* Raw data *

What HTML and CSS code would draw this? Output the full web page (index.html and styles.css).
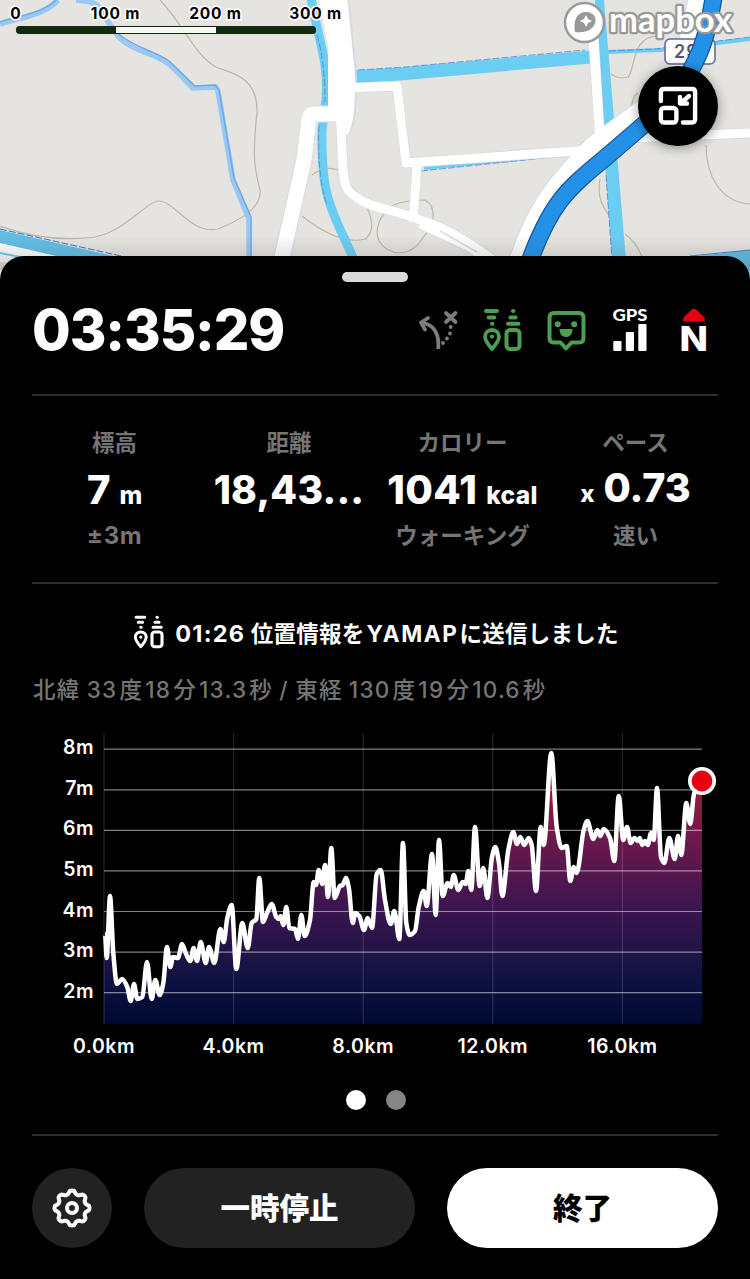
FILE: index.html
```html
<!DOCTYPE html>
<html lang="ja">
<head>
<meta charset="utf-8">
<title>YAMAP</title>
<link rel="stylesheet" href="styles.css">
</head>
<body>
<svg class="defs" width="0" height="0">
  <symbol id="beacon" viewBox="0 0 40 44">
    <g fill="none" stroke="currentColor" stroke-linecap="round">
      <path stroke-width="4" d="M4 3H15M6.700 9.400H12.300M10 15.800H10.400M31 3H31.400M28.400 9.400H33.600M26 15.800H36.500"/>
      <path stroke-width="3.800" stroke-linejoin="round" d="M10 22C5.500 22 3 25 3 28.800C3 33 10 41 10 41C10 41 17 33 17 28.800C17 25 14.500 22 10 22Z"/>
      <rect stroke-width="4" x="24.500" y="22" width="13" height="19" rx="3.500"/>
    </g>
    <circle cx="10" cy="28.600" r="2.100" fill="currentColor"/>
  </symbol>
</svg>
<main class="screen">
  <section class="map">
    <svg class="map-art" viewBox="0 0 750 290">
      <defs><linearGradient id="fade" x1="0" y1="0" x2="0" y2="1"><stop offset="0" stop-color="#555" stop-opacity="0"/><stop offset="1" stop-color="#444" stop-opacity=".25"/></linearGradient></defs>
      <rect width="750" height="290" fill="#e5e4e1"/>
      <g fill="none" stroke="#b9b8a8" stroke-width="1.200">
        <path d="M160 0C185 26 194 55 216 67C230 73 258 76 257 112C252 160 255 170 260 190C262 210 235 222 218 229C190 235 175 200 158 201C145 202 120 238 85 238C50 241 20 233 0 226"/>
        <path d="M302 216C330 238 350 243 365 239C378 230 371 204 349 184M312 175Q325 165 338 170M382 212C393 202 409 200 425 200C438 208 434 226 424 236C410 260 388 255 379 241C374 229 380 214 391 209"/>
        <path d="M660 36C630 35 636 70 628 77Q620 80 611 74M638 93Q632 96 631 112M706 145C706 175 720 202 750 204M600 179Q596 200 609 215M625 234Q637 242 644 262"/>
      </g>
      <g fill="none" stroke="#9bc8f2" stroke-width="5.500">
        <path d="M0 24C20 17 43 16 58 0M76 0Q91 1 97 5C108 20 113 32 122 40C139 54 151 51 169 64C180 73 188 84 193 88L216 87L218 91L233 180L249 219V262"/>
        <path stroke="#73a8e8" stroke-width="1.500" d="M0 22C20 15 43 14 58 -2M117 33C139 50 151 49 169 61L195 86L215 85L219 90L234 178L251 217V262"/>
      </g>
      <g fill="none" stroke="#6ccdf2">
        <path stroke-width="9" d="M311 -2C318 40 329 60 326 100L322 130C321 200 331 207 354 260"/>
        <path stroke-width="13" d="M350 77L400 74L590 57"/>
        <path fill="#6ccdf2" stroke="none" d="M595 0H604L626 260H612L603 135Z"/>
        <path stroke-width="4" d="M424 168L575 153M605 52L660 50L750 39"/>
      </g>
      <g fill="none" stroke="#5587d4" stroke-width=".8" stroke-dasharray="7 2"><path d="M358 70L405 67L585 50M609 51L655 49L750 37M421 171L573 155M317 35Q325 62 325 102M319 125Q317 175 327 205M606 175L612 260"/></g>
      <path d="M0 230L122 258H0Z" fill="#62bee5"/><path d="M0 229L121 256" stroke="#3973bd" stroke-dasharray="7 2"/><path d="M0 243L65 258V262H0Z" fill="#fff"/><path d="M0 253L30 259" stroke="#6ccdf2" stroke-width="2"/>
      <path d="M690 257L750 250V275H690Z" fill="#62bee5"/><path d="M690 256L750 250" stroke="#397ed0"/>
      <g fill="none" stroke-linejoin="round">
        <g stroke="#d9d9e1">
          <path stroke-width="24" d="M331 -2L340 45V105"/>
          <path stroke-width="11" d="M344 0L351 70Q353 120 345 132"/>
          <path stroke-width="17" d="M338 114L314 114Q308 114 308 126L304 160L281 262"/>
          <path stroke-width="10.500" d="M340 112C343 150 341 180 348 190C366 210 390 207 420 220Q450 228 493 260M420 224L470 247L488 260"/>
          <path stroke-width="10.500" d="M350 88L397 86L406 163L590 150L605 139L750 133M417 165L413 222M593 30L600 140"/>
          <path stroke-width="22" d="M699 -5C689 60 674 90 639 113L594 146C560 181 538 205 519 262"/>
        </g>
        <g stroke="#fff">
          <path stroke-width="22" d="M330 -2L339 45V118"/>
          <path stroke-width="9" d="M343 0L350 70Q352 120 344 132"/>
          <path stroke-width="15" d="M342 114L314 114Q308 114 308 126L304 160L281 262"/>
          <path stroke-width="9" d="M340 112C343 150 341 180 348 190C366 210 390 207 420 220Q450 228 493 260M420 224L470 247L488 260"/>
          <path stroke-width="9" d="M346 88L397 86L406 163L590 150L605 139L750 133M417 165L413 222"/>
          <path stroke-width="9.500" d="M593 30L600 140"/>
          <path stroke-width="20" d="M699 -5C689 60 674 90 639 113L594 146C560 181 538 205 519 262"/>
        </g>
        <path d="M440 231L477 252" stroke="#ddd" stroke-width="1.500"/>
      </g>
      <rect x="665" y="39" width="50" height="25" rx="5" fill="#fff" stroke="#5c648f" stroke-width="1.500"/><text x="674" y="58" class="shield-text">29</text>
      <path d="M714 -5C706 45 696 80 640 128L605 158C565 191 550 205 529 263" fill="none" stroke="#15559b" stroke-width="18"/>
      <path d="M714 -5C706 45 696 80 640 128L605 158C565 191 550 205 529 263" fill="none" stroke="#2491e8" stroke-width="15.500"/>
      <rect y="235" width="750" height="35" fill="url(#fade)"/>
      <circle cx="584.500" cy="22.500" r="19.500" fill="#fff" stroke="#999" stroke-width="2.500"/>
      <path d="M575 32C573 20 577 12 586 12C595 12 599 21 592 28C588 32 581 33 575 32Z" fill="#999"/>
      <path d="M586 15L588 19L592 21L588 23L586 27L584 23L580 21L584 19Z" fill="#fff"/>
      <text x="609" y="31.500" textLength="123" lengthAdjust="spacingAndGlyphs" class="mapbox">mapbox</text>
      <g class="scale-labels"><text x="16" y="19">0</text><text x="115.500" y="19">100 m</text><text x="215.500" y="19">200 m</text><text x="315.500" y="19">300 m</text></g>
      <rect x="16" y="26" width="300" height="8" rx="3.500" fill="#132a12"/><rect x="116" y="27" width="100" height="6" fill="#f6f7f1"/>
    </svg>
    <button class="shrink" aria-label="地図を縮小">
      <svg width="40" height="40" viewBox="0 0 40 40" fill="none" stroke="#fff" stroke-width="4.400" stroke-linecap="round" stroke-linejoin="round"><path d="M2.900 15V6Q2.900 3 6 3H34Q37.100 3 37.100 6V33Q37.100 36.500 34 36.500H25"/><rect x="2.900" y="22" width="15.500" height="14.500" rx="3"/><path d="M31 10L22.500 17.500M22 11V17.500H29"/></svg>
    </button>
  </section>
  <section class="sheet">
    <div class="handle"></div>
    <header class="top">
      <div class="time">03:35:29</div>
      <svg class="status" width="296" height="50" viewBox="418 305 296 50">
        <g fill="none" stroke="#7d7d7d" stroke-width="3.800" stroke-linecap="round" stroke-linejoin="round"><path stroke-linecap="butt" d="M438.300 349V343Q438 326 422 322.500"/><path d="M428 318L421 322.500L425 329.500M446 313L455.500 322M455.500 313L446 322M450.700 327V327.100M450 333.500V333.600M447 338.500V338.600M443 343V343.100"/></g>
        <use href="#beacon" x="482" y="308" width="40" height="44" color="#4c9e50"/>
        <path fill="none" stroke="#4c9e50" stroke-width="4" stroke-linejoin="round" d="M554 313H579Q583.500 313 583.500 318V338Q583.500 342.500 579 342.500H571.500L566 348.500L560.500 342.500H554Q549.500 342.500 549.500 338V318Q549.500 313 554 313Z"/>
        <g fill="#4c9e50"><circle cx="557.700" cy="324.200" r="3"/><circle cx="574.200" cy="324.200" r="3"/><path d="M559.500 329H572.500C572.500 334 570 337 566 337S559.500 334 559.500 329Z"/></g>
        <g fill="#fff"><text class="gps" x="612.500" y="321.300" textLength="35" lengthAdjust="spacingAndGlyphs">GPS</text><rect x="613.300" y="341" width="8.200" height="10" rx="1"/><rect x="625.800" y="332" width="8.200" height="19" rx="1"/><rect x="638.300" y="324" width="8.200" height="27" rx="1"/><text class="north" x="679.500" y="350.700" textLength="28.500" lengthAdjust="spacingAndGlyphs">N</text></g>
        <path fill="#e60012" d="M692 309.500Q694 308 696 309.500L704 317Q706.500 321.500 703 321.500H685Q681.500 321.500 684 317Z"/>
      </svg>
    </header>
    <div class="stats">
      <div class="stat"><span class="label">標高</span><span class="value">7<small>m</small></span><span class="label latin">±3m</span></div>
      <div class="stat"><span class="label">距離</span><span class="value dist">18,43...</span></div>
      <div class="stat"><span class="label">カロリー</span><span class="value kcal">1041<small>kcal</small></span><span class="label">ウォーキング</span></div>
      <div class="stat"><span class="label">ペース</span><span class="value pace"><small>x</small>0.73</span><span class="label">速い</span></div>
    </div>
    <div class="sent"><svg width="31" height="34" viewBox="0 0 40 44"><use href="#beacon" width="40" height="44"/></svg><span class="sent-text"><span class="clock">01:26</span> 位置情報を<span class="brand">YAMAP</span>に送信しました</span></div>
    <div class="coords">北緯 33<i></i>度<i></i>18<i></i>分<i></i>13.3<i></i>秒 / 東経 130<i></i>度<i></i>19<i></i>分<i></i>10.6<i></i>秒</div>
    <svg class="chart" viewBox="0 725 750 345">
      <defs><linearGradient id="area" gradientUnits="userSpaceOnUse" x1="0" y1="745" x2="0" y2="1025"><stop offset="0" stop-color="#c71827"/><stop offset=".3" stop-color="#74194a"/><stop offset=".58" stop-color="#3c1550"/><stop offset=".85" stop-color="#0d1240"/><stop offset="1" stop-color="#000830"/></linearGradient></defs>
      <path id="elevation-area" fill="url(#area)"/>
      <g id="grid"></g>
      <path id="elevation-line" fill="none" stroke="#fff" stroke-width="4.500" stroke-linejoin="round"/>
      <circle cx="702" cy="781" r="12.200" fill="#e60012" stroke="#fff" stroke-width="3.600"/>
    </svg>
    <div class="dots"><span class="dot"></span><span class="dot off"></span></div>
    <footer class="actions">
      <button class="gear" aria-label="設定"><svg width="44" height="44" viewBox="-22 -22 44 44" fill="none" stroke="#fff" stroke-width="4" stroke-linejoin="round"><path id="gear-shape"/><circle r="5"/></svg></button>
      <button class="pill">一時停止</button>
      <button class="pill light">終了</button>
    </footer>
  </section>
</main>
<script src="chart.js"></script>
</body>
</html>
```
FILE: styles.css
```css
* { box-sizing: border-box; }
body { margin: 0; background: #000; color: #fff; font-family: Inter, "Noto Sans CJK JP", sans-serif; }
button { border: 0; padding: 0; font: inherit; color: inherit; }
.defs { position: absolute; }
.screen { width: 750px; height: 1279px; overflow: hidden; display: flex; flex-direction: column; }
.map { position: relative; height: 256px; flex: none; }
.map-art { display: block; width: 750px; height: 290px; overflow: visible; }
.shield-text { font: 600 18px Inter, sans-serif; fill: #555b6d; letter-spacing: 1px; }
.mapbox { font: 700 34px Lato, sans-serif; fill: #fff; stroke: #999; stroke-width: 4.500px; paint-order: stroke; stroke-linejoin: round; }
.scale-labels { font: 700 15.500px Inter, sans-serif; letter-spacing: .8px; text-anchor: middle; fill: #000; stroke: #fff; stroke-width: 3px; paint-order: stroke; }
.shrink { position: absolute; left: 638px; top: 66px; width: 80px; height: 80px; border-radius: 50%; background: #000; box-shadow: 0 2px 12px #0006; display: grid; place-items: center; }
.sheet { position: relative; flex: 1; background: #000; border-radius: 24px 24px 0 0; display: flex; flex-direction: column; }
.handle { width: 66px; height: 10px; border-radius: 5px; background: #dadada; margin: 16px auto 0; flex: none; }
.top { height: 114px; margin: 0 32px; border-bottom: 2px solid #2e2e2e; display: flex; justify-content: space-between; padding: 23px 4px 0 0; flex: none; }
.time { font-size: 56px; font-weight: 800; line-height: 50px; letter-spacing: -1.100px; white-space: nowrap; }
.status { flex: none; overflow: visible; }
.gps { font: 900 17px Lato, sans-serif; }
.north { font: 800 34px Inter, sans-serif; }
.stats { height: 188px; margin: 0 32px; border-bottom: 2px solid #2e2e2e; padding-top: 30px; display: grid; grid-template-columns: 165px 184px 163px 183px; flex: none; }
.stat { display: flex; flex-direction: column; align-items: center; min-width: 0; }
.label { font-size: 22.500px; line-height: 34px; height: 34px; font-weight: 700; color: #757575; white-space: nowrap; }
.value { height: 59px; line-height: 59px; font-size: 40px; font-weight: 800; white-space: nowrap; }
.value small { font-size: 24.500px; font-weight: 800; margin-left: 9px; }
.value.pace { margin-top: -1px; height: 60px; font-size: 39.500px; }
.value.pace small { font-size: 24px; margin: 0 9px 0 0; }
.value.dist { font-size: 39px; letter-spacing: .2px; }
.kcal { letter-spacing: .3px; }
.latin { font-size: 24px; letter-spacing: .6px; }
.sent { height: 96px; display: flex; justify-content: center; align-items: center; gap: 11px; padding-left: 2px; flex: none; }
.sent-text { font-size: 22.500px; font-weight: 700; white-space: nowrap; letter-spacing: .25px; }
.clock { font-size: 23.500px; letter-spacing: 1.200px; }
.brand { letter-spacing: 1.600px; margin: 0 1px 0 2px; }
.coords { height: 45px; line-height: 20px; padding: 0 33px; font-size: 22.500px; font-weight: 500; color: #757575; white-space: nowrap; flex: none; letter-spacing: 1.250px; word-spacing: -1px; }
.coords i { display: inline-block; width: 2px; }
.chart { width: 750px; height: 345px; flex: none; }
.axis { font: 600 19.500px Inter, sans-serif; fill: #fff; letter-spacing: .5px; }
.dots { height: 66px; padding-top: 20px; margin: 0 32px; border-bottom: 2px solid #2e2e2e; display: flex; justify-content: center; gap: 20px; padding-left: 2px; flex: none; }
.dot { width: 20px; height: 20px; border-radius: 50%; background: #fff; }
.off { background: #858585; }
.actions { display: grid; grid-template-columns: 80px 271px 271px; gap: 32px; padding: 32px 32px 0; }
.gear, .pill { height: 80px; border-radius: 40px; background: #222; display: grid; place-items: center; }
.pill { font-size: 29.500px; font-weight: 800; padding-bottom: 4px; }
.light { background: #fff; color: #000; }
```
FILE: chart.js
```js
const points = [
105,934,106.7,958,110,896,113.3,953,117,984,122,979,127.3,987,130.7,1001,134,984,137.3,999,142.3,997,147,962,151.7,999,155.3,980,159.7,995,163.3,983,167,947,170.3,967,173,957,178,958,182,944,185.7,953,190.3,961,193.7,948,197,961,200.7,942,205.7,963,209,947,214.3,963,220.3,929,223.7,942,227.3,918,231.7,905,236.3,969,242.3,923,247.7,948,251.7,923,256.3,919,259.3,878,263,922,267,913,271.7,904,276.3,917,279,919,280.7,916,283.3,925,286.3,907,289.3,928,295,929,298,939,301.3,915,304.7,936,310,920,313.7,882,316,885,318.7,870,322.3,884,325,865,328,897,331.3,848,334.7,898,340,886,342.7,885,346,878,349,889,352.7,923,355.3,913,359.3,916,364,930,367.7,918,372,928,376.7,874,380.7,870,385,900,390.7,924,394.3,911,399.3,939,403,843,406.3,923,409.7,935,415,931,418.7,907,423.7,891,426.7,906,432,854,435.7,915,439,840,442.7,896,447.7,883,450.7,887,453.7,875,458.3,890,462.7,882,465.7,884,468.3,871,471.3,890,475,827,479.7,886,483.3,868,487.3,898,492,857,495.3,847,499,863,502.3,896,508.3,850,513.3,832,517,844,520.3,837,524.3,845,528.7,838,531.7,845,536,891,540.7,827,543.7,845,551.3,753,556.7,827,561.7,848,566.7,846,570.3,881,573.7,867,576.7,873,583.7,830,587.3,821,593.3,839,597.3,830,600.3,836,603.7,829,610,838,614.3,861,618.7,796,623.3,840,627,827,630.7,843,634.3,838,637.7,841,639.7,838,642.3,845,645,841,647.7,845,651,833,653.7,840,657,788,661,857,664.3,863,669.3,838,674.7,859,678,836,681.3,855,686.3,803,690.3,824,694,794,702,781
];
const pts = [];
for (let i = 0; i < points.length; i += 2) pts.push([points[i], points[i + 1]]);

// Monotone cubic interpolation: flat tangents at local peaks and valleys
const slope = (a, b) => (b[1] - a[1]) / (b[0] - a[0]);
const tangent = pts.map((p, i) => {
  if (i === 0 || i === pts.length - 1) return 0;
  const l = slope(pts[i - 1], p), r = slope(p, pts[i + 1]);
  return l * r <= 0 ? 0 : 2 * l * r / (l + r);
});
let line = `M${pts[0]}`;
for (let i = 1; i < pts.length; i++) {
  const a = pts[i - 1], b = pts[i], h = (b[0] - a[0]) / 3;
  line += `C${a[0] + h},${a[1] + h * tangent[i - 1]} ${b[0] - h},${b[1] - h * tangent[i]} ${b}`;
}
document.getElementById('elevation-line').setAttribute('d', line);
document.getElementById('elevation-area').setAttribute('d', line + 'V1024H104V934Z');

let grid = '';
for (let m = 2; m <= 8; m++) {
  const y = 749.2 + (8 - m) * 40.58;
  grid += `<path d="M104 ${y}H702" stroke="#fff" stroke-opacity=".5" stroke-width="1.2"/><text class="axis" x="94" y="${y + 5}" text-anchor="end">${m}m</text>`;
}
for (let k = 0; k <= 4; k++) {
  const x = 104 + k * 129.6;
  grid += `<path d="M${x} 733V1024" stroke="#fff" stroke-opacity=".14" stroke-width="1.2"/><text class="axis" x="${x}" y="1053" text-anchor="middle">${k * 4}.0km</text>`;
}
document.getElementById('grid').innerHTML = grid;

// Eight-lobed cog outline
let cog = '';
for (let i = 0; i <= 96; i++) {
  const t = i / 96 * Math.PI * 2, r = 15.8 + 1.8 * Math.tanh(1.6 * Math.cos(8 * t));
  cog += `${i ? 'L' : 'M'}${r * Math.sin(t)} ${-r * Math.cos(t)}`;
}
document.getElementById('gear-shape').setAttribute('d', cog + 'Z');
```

* Directions *
Copy out each line of the listing that holds "styles".

* Expected output *
What HTML and CSS code would draw this? Output the full web page (index.html and styles.css).
<link rel="stylesheet" href="styles.css">
FILE: styles.css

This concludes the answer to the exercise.